▶ TASK TO COMPLETE:
Will you give the material below again, every line exactly as it is?

▶ DATASET EXCERPT:
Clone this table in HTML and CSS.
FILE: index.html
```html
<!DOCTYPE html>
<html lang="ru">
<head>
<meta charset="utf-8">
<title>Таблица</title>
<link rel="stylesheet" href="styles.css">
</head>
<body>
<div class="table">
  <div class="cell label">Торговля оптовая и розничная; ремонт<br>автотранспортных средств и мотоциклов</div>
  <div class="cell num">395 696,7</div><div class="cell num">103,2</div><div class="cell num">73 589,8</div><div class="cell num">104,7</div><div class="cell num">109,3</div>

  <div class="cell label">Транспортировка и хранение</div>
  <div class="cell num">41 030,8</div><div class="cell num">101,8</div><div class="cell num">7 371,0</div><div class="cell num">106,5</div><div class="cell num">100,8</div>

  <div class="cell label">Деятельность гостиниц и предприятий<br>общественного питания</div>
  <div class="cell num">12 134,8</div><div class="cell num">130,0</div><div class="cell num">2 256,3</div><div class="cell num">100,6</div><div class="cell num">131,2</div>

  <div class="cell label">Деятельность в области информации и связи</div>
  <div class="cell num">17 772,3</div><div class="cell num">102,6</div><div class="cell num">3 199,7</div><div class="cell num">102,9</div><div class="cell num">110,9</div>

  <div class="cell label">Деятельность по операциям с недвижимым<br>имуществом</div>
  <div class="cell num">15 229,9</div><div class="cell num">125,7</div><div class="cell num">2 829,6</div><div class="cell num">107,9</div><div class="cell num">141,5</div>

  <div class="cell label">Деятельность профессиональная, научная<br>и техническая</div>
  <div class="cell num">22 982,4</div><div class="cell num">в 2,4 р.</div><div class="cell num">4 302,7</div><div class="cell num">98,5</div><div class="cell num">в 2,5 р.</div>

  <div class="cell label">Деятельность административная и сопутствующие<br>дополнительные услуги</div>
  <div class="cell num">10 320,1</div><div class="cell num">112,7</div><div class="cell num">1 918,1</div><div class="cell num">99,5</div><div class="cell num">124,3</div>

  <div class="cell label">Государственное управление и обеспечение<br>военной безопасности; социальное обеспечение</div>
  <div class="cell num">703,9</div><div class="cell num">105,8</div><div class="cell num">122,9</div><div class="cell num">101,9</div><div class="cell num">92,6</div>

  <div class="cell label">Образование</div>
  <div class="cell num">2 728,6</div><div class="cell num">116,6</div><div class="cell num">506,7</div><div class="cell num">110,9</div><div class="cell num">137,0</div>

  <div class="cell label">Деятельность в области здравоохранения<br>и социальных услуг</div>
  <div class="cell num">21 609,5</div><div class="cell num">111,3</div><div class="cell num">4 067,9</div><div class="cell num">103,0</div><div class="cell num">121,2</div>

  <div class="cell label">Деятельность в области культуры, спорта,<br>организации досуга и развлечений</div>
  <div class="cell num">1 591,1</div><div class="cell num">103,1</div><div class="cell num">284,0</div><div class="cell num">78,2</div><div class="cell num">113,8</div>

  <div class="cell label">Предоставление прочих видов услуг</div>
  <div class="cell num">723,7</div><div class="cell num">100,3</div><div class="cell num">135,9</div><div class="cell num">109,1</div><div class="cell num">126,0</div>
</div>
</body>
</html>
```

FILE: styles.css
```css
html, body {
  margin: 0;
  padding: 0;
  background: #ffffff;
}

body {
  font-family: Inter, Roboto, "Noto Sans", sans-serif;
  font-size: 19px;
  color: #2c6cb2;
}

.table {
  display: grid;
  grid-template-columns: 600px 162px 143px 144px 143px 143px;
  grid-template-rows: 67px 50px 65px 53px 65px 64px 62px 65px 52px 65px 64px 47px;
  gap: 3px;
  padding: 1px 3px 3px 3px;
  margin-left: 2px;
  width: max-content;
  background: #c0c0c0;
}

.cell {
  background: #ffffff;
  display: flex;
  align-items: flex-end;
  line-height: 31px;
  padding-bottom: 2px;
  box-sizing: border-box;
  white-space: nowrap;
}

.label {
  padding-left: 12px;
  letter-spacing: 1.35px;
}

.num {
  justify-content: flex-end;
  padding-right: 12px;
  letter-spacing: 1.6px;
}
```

▶ ANSWER IN FULL:
Clone this table in HTML and CSS.
FILE: index.html
```html
<!DOCTYPE html>
<html lang="ru">
<head>
<meta charset="utf-8">
<title>Таблица</title>
<link rel="stylesheet" href="styles.css">
</head>
<body>
<div class="table">
  <div class="cell label">Торговля оптовая и розничная; ремонт<br>автотранспортных средств и мотоциклов</div>
  <div class="cell num">395 696,7</div><div class="cell num">103,2</div><div class="cell num">73 589,8</div><div class="cell num">104,7</div><div class="cell num">109,3</div>

  <div class="cell label">Транспортировка и хранение</div>
  <div class="cell num">41 030,8</div><div class="cell num">101,8</div><div class="cell num">7 371,0</div><div class="cell num">106,5</div><div class="cell num">100,8</div>

  <div class="cell label">Деятельность гостиниц и предприятий<br>общественного питания</div>
  <div class="cell num">12 134,8</div><div class="cell num">130,0</div><div class="cell num">2 256,3</div><div class="cell num">100,6</div><div class="cell num">131,2</div>

  <div class="cell label">Деятельность в области информации и связи</div>
  <div class="cell num">17 772,3</div><div class="cell num">102,6</div><div class="cell num">3 199,7</div><div class="cell num">102,9</div><div class="cell num">110,9</div>

  <div class="cell label">Деятельность по операциям с недвижимым<br>имуществом</div>
  <div class="cell num">15 229,9</div><div class="cell num">125,7</div><div class="cell num">2 829,6</div><div class="cell num">107,9</div><div class="cell num">141,5</div>

  <div class="cell label">Деятельность профессиональная, научная<br>и техническая</div>
  <div class="cell num">22 982,4</div><div class="cell num">в 2,4 р.</div><div class="cell num">4 302,7</div><div class="cell num">98,5</div><div class="cell num">в 2,5 р.</div>

  <div class="cell label">Деятельность административная и сопутствующие<br>дополнительные услуги</div>
  <div class="cell num">10 320,1</div><div class="cell num">112,7</div><div class="cell num">1 918,1</div><div class="cell num">99,5</div><div class="cell num">124,3</div>

  <div class="cell label">Государственное управление и обеспечение<br>военной безопасности; социальное обеспечение</div>
  <div class="cell num">703,9</div><div class="cell num">105,8</div><div class="cell num">122,9</div><div class="cell num">101,9</div><div class="cell num">92,6</div>

  <div class="cell label">Образование</div>
  <div class="cell num">2 728,6</div><div class="cell num">116,6</div><div class="cell num">506,7</div><div class="cell num">110,9</div><div class="cell num">137,0</div>

  <div class="cell label">Деятельность в области здравоохранения<br>и социальных услуг</div>
  <div class="cell num">21 609,5</div><div class="cell num">111,3</div><div class="cell num">4 067,9</div><div class="cell num">103,0</div><div class="cell num">121,2</div>

  <div class="cell label">Деятельность в области культуры, спорта,<br>организации досуга и развлечений</div>
  <div class="cell num">1 591,1</div><div class="cell num">103,1</div><div class="cell num">284,0</div><div class="cell num">78,2</div><div class="cell num">113,8</div>

  <div class="cell label">Предоставление прочих видов услуг</div>
  <div class="cell num">723,7</div><div class="cell num">100,3</div><div class="cell num">135,9</div><div class="cell num">109,1</div><div class="cell num">126,0</div>
</div>
</body>
</html>
```

FILE: styles.css
```css
html, body {
  margin: 0;
  padding: 0;
  background: #ffffff;
}

body {
  font-family: Inter, Roboto, "Noto Sans", sans-serif;
  font-size: 19px;
  color: #2c6cb2;
}

.table {
  display: grid;
  grid-template-columns: 600px 162px 143px 144px 143px 143px;
  grid-template-rows: 67px 50px 65px 53px 65px 64px 62px 65px 52px 65px 64px 47px;
  gap: 3px;
  padding: 1px 3px 3px 3px;
  margin-left: 2px;
  width: max-content;
  background: #c0c0c0;
}

.cell {
  background: #ffffff;
  display: flex;
  align-items: flex-end;
  line-height: 31px;
  padding-bottom: 2px;
  box-sizing: border-box;
  white-space: nowrap;
}

.label {
  padding-left: 12px;
  letter-spacing: 1.35px;
}

.num {
  justify-content: flex-end;
  padding-right: 12px;
  letter-spacing: 1.6px;
}
```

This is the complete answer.